***** SOURCE DATA *****
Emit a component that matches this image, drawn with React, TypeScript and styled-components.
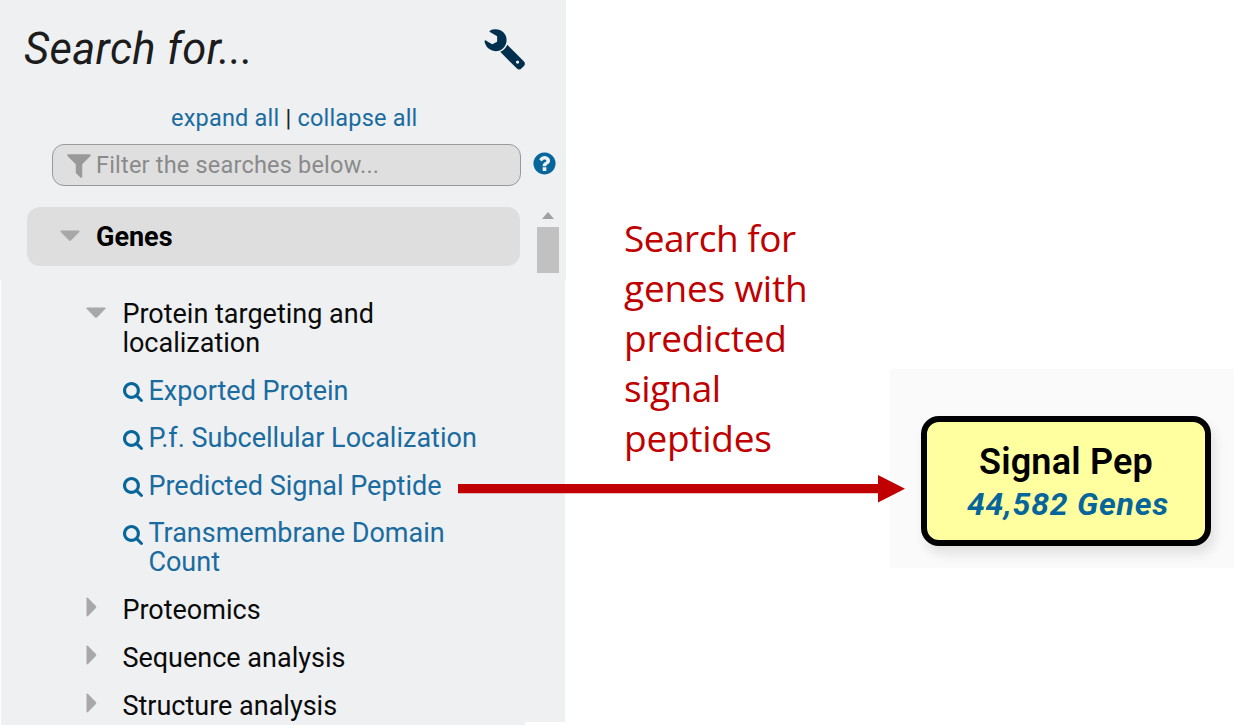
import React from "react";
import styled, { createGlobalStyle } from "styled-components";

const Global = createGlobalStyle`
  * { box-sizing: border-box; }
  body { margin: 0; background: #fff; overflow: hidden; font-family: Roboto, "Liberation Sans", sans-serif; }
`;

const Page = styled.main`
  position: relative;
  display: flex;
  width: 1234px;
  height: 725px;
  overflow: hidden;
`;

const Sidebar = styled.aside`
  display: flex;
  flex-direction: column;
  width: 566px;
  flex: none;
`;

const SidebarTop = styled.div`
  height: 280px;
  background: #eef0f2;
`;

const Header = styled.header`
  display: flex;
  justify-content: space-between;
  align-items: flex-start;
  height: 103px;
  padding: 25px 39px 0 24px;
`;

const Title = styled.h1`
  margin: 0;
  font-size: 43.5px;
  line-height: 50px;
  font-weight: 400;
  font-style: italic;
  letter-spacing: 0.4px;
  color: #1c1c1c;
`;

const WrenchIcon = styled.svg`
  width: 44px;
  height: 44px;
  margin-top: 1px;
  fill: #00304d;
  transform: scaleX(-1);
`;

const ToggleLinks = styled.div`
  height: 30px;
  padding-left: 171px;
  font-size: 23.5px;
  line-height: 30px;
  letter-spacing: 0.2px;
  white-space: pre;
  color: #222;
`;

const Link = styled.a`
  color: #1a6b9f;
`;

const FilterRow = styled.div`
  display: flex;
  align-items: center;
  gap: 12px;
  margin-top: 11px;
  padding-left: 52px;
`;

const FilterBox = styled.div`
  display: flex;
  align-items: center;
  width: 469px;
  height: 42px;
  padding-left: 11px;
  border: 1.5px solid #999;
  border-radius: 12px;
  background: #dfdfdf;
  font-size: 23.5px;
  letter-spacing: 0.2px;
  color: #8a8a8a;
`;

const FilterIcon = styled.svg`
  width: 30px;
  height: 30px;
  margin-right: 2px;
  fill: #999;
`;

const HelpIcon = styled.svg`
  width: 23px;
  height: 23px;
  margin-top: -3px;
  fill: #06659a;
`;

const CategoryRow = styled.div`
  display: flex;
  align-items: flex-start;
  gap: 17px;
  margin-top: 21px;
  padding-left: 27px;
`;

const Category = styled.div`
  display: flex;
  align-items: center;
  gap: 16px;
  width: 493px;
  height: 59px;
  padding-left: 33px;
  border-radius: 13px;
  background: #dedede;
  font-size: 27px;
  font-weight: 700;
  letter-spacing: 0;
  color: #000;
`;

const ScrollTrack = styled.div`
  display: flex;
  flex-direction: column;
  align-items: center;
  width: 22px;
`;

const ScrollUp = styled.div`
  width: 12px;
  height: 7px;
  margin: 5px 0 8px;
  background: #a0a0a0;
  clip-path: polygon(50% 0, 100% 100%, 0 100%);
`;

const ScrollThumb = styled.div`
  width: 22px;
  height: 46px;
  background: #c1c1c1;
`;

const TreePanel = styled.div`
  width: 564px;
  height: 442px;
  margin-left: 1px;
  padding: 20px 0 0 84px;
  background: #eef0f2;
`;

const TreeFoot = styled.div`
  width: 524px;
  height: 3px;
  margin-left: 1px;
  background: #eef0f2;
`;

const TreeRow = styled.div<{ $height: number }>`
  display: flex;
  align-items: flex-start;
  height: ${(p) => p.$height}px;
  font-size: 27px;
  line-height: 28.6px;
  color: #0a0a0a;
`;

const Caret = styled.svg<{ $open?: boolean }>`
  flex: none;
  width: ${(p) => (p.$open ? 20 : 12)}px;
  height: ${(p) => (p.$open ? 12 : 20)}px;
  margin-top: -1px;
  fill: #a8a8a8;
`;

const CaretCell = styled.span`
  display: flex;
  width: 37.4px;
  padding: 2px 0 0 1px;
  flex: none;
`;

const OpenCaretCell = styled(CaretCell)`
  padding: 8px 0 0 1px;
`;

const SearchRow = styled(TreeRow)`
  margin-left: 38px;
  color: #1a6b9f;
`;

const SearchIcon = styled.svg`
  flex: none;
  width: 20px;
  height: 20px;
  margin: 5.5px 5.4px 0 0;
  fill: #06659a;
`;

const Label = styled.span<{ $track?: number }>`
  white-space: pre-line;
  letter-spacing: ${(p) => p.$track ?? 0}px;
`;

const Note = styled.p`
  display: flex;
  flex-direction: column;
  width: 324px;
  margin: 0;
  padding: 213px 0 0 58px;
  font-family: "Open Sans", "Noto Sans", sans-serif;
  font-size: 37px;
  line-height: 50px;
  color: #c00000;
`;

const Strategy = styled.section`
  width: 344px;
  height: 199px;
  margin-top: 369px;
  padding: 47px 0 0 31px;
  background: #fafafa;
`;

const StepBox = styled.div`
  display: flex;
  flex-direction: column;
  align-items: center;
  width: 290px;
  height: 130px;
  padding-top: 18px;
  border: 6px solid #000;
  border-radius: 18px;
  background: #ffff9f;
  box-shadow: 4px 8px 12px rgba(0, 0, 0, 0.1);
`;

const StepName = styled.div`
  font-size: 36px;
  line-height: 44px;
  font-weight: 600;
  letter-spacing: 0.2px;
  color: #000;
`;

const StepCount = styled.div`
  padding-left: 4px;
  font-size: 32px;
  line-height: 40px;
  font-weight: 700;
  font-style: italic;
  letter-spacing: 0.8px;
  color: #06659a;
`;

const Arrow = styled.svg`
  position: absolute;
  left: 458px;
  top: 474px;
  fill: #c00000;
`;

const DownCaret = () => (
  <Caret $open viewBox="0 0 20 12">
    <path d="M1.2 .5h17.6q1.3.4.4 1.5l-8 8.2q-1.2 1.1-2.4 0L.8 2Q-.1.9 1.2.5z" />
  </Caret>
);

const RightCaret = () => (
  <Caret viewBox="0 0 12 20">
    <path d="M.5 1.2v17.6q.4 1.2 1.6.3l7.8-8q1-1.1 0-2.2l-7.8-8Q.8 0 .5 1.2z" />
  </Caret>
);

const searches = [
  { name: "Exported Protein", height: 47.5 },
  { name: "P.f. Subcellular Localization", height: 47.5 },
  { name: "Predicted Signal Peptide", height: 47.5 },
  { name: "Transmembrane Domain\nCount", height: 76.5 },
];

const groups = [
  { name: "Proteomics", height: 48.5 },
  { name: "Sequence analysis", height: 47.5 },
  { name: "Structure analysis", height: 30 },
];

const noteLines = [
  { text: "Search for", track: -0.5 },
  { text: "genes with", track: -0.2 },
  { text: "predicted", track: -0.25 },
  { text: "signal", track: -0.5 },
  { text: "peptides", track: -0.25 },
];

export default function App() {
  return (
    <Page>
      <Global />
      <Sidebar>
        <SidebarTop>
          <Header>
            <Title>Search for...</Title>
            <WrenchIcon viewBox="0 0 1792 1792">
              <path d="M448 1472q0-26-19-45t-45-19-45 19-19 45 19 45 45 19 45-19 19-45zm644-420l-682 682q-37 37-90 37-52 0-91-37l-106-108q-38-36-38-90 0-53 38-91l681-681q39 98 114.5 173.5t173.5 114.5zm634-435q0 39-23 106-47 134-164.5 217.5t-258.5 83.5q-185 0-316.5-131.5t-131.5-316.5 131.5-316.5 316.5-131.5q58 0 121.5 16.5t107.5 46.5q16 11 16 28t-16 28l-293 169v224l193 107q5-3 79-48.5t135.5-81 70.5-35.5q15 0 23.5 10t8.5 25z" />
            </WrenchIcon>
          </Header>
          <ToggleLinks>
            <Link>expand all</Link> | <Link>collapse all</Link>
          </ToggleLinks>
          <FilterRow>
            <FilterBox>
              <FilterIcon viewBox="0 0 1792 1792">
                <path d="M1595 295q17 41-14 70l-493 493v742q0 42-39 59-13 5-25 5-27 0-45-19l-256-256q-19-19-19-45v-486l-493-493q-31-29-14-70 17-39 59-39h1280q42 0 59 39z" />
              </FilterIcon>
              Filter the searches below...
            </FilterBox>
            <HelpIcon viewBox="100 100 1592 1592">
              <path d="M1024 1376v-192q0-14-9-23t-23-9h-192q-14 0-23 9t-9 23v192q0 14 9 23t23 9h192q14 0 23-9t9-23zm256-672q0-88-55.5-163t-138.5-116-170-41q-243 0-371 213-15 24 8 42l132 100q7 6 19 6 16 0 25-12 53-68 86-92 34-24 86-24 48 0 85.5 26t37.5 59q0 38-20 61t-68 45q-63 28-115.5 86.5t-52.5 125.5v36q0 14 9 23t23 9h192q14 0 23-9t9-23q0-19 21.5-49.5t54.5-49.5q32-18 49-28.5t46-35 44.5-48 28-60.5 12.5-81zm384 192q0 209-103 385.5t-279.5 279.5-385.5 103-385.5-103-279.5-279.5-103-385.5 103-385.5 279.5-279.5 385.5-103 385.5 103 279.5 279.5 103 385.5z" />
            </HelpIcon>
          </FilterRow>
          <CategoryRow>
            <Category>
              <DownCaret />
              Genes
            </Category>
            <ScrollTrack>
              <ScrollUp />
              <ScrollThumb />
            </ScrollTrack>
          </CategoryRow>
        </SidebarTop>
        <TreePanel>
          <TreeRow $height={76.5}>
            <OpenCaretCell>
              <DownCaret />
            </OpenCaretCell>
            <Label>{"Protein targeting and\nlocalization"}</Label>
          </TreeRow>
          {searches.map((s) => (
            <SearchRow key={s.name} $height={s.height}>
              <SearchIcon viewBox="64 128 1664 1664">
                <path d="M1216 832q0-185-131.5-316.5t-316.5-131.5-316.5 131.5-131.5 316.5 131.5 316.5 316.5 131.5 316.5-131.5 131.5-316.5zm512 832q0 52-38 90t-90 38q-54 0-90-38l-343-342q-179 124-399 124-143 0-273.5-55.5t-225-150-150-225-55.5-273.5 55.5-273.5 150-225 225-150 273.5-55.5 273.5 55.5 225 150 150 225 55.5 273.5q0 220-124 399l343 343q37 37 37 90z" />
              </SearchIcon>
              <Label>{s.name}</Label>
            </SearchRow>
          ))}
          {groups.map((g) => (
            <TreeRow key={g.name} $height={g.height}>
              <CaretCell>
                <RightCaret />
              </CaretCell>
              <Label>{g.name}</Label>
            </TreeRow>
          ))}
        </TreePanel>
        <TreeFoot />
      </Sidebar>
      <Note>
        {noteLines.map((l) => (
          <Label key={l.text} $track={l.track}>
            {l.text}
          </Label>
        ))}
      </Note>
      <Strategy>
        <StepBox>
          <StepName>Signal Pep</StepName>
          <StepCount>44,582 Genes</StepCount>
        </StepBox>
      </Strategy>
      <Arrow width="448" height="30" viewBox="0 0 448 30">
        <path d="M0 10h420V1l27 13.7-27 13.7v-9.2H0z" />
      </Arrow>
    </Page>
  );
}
*****
◆ **THE EXERCISE**
Scan the material above for the word "with". Copy each line where it occurs.

◆ **RESULT BELOW**
Emit a component that matches this image, drawn with React, TypeScript and styled-components.
  { text: "genes with", track: -0.2 },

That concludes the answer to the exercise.